Jeruk Keprok: Sebuah Warisan di Dusun Kacang

  • 3 min read

Pantas saja keprok kacang jadi kebanggaan kabupaten yang berdiri pada 29 Juli 1958 itu. Kulit buah yang dipetik matang penuh berwarna kuning keoranyean. Persis keprok-keprok yang didatangkan dari Cina, Australia, atau Amerika Serikat. Meski tebal, tak sulit mengupasnya. Juring yang oranye terang terlihat bernas. Soal rasa, ia lebih istimewa ketimbang keprok-keprok lain. Manis dan segar. Dengar saja komentar kepala Balai Penelitian Buah (Balitbu) Solok Dr I Djatnika, “Sambil memejamkan mata pun langsung bisa dibedakan kalau yang dimakan itu keprok kacang.” Ukuran relatif besar, yang masuk kelas A sekilo berisi 5 sampai 6 buah. Wajar meski penanaman keprok di Sumatera Barat menyebar di sentra lain, misal Pasaman, limau kacang sebutan masyarakat di sana telanjur lebih dulu populer.

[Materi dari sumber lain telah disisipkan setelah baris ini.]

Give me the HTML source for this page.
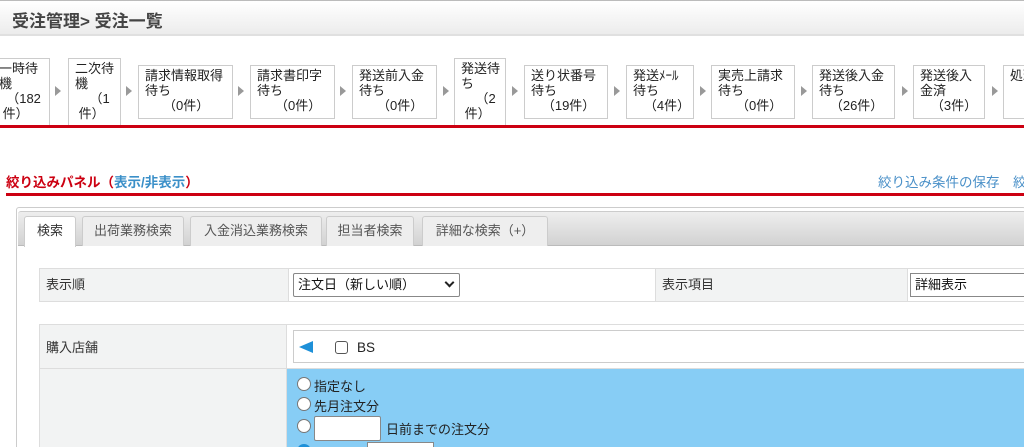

telah ada sejak Zaman Belanda

Kualitas istimewa itu diduga lantaran lokasi penanaman sesuai dengan kebutuhan tanaman. Citrus nobilis itu tumbuh baik di lahan berketinggian di atas 600 m dpi. Curah hujan 1.270 sampai 2.000 mm/ tahun dengan suhu rata-rata 21 °C selama 2 sampai 3 bulan. Ia menyukai tanah gembur bertekstur pasir hingga lempung, dan tidak tergenang air. Kemasaman tanah berkisar 4,5 sampai 8. Tak ada data persis sejak kapan keprok ditanam di Kenagarian Kacang, Kecamatan X Koto Singkarak, Kabupaten Solok. Ada yang menyebutkan sejak zaman kolonial Belanda jeruk itu berkembang di sana. Kepopulerannya terus bertahan hingga ratusan tahun. Data 5 tahun terakhir menunjukkan, jumlah penanaman dan produksi keprok kacang terus meningkat. Pada 1998 terdapat 315.898 tanaman dengan produksi 2.000 ton. Pada 2002 jumlah itu meningkat menjadi 331.478 pohon dan 15.795 ton. Sayangnya, nama baik keprok kacang belakangan sedikit “tercemar.” Ukuran buah dari pohon sama atau berbeda kini tak lagi seragam. “Variabilitas ukuran buah sangat beragam, tidak seperti 10 tahun lalu,” kata Dr Sudarmadi Pumomo, ahli peneliti utama Balitbu. Kualitas rasa pun merosot. Kulit buah tak lagi mulus kuning keoranyean, tapi mrentul-mrentul dan daging ngapas. Kemerosotan itu bahkan membuat gundah Bupati Solok, Gamawan Fauzi, SH.

Panen Yang terlalu cepat

Hasil penelusuran para peneliti Balitbu menunjukkan, penurunan itu akibat beberapa faktor. “Banyak pekebun sekarang memanen buah belum tepat umur,” ujar Sudarmadi. Mestinya buah dipetik 5 sampai 6 bulan selepas munculnya bunga. Alasan pemanenan prematur itu lantaran pekebun mesti beradu cepat dengan pencuri. Pekebun lain menyebutkan, harga jual buah relatif tinggi membuatnya merasa tak perlu menuai buah matang penuh. Toh, yang belum cukup tua pun sudah dihargai tinggi. Daging buah ngapas karena pemberian pupuk kurang berimbang. Faktor lain, penggunaan sembarang bibit. Pekebun banyak menggunakan bibit asal tanaman yang sudah turun-temurun ditanam di lapang. Menurut Sudarmadi, agar tidak terjadi degradasi, bibit dikembangkan dari pohon induk asal blok fondasi atau Blok Penggandaan Mata Tempel (BPMT) yang ditunjuk. “Nah, ini yang mesti buru-buru diperbaiki,” tutur Djatnika. Di tengah gempuran jeruk medan bahkan sebentar lagi dari Pontianak pun muncul kejadian seperti itu tak bisa dibiarkan. Tanpa penanganan profesional di kebun, bisa-bisa keprok kacang terlibas zaman.